Commentary

Xi Jinping squeezes State Council by scrapping the premier’s annual meet-the-press

Chinese President Xi Jinping (left) and Premier Li Qiang at the opening session of the annual Chinese legislature meetings in Beijing on March 4. PHOTO: REUTERS

BEIJING – When a Chinese journalist stood up to ask at an introductory press conference if the Premier will meet the press at the end of the annual legislature meetings, those familiar with China’s Two Sessions protocol thought it was a weird question.

The premier – from Li Peng more than three decades ago, to Zhu Rongji, Wen Jiabao, Li Keqiang and now Li Qiang – had always wrapped up the weeks-long conclave with a wide-ranging media briefing that provided a rare opportunity to hear the No. 2 man explain China’s policies.

Then came the bombshell that drew audible gasps from the 500 or more domestic and foreign journalists present at the press conference on March 4, held ahead of the opening of the annual Chinese legislature meetings.

Premier Li Qiang will not be speaking to the press; not this year nor for the rest of his five-year term, which ends in 2028.

The three usual reports that will be made public – the government work report, the budget and one by the economic planner – will already contain details that answer many burning questions.

Plus, there will be “more press conferences given by more ministers” throughout the duration of the Two Sessions, and opportunities for interviews with delegates, said the legislature’s spokesman Lou Qinjian.

For this reason, there will no longer be a press conference by the Premier, he said matter-of-factly.

The news quickly drew mostly questions of “but why?” on Chinese microblogging site Weibo, but within minutes, the comment sections of news outlets were shut down.

The decision to break this long-held tradition could well have been taken only recently. Organisers of the twin parliamentary sessions involving the legislature and top political advisory body were, before Chinese New Year, still sounding out journalists on what they were keen to hear the Premier speak on.

Delegates expressed surprise that the premier press conference was cancelled, including Mr Xie Feng, China’s Ambassador to the US, when he was stopped by the media outside the Great Hall of the People on March 4.

If China’s bureaucracy was not already opaque enough, that this rare access to the top echelons of power has now been taken away has plunged the party-state into an even bigger black hole, lamented international observers.

Since then Premier Li Peng met more than 400 domestic and foreign journalists and answered their questions in 1988, the premier’s news conference has been the high point of every Two Sessions, or lianghui.

It was a great forum for the premier to articulate policies and shed some light on official thinking, woo foreign investors, and also communicate with the Chinese populace at the same time.

The Chinese, too, were often proud to see their prime minister addressing questions directly from foreign correspondents from all regions of the world, and expressing China’s point of view.

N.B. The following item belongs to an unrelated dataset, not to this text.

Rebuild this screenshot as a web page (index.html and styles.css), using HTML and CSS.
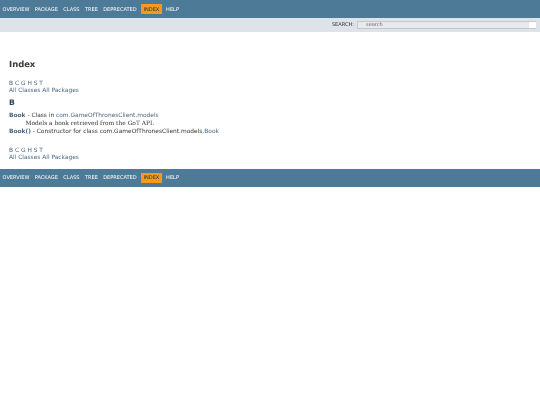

For the pundits and market watchers, the briefing – which had run to two hours or more during previous premiers’ terms – provided clues to the government’s priorities and path, especially over the state of the economy.

If business confidence was not already shot, this move might cause it to plunge even more.

Adding to the surprise was the fact that organisers had granted greater media access this year after four years of restrictions on coverage under China’s zero-Covid controls. As many as 3,000 domestic and foreign journalists had registered to attend this year’s Two Sessions, they had said.

Yet this break from convention also underlines the diminishing powers of the State Council, or the government, as President Xi Jinping reforms the system to put the Communist Party of China above the state.

In 2023, Beijing carried out a major overhaul of the bureaucracy by empowering party apparatuses to make more decisions while the State Council executes them.

Now, amendments to an organic law, which governs the State Council and has not been updated since it was promulgated in 1982, will be reviewed this week and eventually passed.

Notably, the draft text makes it very clear that the State Council is an administrative body that upholds the leadership of the Communist Party, while the 1982 version, released when the Chinese leadership then was advocating the separation of party and government functions, did not have a single mention of the party.

“The party and the state are no longer parallel systems.

“Now, by design, Xi takes care of everything and simply authorises the premier to take care of very specific areas,” said Associate Professor Alfred Wu of the Lee Kuan Yew School of Public Policy.

“I’m always cautious about calling Li Qiang the No. 2 because he’s like a secretary to Xi.”